'We regret to say, that the slave trade appears to be carried on
to a great extent, and with circumstances of the most revolting
cruelty.' * * * 'The French slave trade, notwithstanding the
efforts of the government, appears to be undiminished. The
number of Spanish vessels employed in the trade is immense, and
as the treaty between England and Spain only permits the seizure
of vessels having slaves actually on board, many of these watch
their opportunity on the coast, run in, and receive all their
slaves on board in a single day.' * * 'By an official document
from Rio de Janeiro, it appears that the following importations
of slaves were made into that port in 1826 and 1827.
'1826, landed alive, 35,966 ... died on the passage 1,905
'1827, landed alive, 41,384 ... died on the passage 1,643
'Thus it would seem, (says the Boston Gazette,) that to only one
port in the Brazils, and in the course of two years,
_seventy-seven thousand three hundred and fifty_ human beings
were transported from their own country, and placed in a state
of slavery.'--[African Repository, vol. i. v. pp. 179, 181.]
'It is not by legal arguments, or penal statutes, or armed
ships, that the slave trade can be prevented.
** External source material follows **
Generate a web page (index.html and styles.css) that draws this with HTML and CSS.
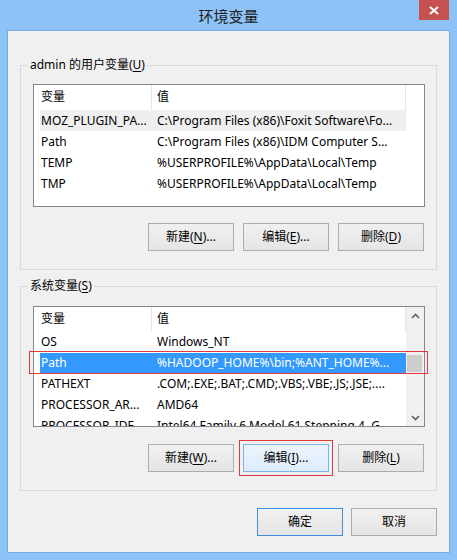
FILE: index.html
```html
<!DOCTYPE html>
<html lang="zh-CN">
<head>
<meta charset="utf-8">
<title>环境变量</title>
<link rel="stylesheet" href="styles.css">
</head>
<body>
<div class="window">
  <div class="titlebar">
    <span class="spacer"></span>
    <span class="title">环境变量</span>
    <span class="tb-right">
      <span class="close"><svg width="10" height="9" viewBox="0 0 10 9"><path d="M1 1 L9 8 M9 1 L1 8" stroke="#fff" stroke-width="2" fill="none"/></svg></span>
    </span>
  </div>
  <div class="client">
    <fieldset class="group">
      <legend>admin 的用户变量(<u>U</u>)</legend>
      <div class="listview lv-user">
        <div class="lv-main">
          <div class="lv-header">
            <div class="h1">变量</div>
            <div class="h2">值</div>
            <div class="hfill"></div>
          </div>
          <div class="lv-body">
            <div class="row hot"><span class="c1">MOZ_PLUGIN_PA...</span><span class="c2">C:\Program Files (x86)\Foxit Software\Fo...</span></div>
            <div class="row"><span class="c1">Path</span><span class="c2">C:\Program Files (x86)\IDM Computer S...</span></div>
            <div class="row"><span class="c1">TEMP</span><span class="c2">%USERPROFILE%\AppData\Local\Temp</span></div>
            <div class="row"><span class="c1">TMP</span><span class="c2">%USERPROFILE%\AppData\Local\Temp</span></div>
          </div>
        </div>
      </div>
      <div class="btnrow">
        <button class="btn">新建(<u>N</u>)...</button>
        <button class="btn">编辑(<u>E</u>)...</button>
        <button class="btn">删除(<u>D</u>)</button>
      </div>
    </fieldset>

    <fieldset class="group group-sys">
      <legend>系统变量(<u>S</u>)</legend>
      <div class="listview lv-sys">
        <div class="lv-main">
          <div class="lv-header">
            <div class="h1">变量</div>
            <div class="h2">值</div>
          </div>
          <div class="lv-body">
            <div class="row"><span class="c1">OS</span><span class="c2">Windows_NT</span></div>
            <div class="row selected"><span class="c1">Path</span><span class="c2">%HADOOP_HOME%\bin;%ANT_HOME%...</span></div>
            <div class="row"><span class="c1">PATHEXT</span><span class="c2">.COM;.EXE;.BAT;.CMD;.VBS;.VBE;.JS;.JSE;....</span></div>
            <div class="row"><span class="c1">PROCESSOR_AR...</span><span class="c2">AMD64</span></div>
            <div class="row"><span class="c1">PROCESSOR_IDE...</span><span class="c2">Intel64 Family 6 Model 61 Stepping 4, G...</span></div>
          </div>
        </div>
        <div class="scrollbar">
          <div class="sb-btn"><svg width="9" height="6" viewBox="0 0 9 6"><path d="M1 5 L4.5 1.5 L8 5" stroke="#606060" stroke-width="1.6" fill="none"/></svg></div>
          <div class="sb-track"><div class="sb-thumb"></div></div>
          <div class="sb-btn"><svg width="9" height="6" viewBox="0 0 9 6"><path d="M1 1 L4.5 4.5 L8 1" stroke="#606060" stroke-width="1.6" fill="none"/></svg></div>
        </div>
      </div>
      <div class="btnrow">
        <button class="btn">新建(<u>W</u>)...</button>
        <button class="btn btn-hot marked">编辑(<u>I</u>)...</button>
        <button class="btn">删除(<u>L</u>)</button>
      </div>
      <div class="mark-row"></div>
    </fieldset>

    <div class="dlg-buttons">
      <button class="btn btn-default">确定</button>
      <button class="btn">取消</button>
    </div>
  </div>
</div>
</body>
</html>
```

FILE: styles.css
```css
* { box-sizing: border-box; }
html, body { margin: 0; padding: 0; }
body {
  width: 457px;
  height: 560px;
  overflow: hidden;
  font-family: "Noto Sans", "Noto Sans CJK SC", sans-serif;
  font-size: 12px;
  color: #000;
}
.window {
  width: 457px;
  height: 560px;
  background: #8cc2f5;
  padding: 0 7px;
  display: flex;
  flex-direction: column;
}
.titlebar {
  height: 30px;
  display: grid;
  grid-template-columns: 1fr auto 1fr;
  margin: 0 -7px;
}
.title {
  font-family: "Noto Sans CJK SC", sans-serif;
  font-size: 15px;
  line-height: 31px;
  color: #1e1e1e;
}
.tb-right {
  display: flex;
  justify-content: flex-end;
  align-items: flex-start;
  padding-right: 8px;
}
.close {
  width: 30px;
  height: 20px;
  background: #c75050;
  display: flex;
  align-items: center;
  justify-content: center;
}
.client {
  width: 443px;
  height: 523px;
  border: 1px solid #74abe3;
  background: #f0f0f0;
  display: flex;
  flex-direction: column;
}
.group {
  position: relative;
  margin: 26px 0 0 12px;
  width: 417px;
  min-width: 0;
  border: 1px solid #d9d9d9;
  padding: 0 11px 18px 7px;
}
.group-sys { margin-top: 8px; }
.group legend {
  padding: 0 2px;
  line-height: 16px;
  font-size: 12px;
}
u { text-decoration: underline; text-underline-offset: 2px; }
.listview {
  margin: 11px 0 0 5px;
  width: 392px;
  height: 123px;
  border: 1px solid #828790;
  background: #fff;
  display: flex;
}
.lv-sys { margin-top: 12px; height: 121px; }
.lv-main {
  flex: 1;
  min-width: 0;
  display: flex;
  flex-direction: column;
  overflow: hidden;
}
.lv-header {
  height: 25px;
  flex: none;
  display: flex;
  line-height: 24px;
}
.lv-sys .lv-header { height: 24px; }
.h1 {
  width: 118px;
  padding-left: 7px;
  border-right: 1px solid #e5e5e5;
}
.h2 {
  width: 254px;
  padding-left: 5px;
  border-right: 1px solid #e5e5e5;
}
.hfill { flex: 1; }
.lv-body {
  flex: 1;
  overflow: hidden;
}
.row {
  margin-left: 6px;
  width: 366px;
  height: 21px;
  line-height: 21px;
  display: flex;
  white-space: nowrap;
}
.row .c1 {
  width: 112px;
  padding-left: 1px;
  overflow: hidden;
}
.row .c2 {
  width: 254px;
  padding-left: 5px;
  overflow: hidden;
}
.row.hot { background: #efefef; }
.row.selected {
  background: linear-gradient(#3399ff, #3399ff) 0 1px / 100% 20px no-repeat;
  color: #fff;
}
.scrollbar {
  width: 18px;
  flex: none;
  background: #f0f0f0;
  display: flex;
  flex-direction: column;
}
.sb-btn {
  height: 17px;
  display: flex;
  align-items: center;
  justify-content: center;
}
.sb-track { flex: 1; }
.sb-thumb {
  margin: 31px 0 0 1px;
  width: 15px;
  height: 17px;
  background: #cdcdcd;
}
/* annotation rectangle over the selected Path row */
.mark-row {
  position: absolute;
  z-index: 3;
  left: 8px;
  top: 57px;
  width: 399px;
  height: 23px;
  border: 1px solid #e0393b;
  pointer-events: none;
}
.btnrow {
  margin-top: 16px;
  display: flex;
  justify-content: flex-end;
  gap: 9px;
  padding-right: 1px;
}
.group-sys .btnrow { margin-top: 17px; }
.btn {
  width: 86px;
  height: 28px;
  border: 1px solid #acacac;
  background: linear-gradient(#f0f0f0, #e5e5e5);
  font-family: "Noto Sans", "Noto Sans CJK SC", sans-serif;
  font-size: 12px;
  color: #000;
  padding: 0;
  margin: 0;
  line-height: 26px;
}
.btn-hot {
  background: linear-gradient(#ecf4fc, #dcecfc);
  border-color: #7eb4ea;
}
.btn-default { border-color: #3c8ee0; }
.marked {
  outline: 1px solid #e0393b;
  outline-offset: 3px;
}
.dlg-buttons {
  margin-top: 17px;
  display: flex;
  justify-content: flex-end;
  gap: 8px;
  padding-right: 12px;
}
```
Almost every power
in Christendom has denounced it. It has been declared felony--it
has been declared piracy; and the fleets of Britain and America
have been commissioned to drive it from the ocean. Still, in
defiance of all this array of legislation and of armament, slave
ships ride triumphant on the ocean; and in these floating
caverns, less terrible only than the caverns which demons
occupy, from sixty to eighty thousand wretches, received
pinioned from the coast of Africa, are borne annually away to
slavery or death. Of these wretches a frightful number are, with
an audacity that amazes, landed and disposed of within the
jurisdiction of this republic.'--[Idem, vol. v. 274.]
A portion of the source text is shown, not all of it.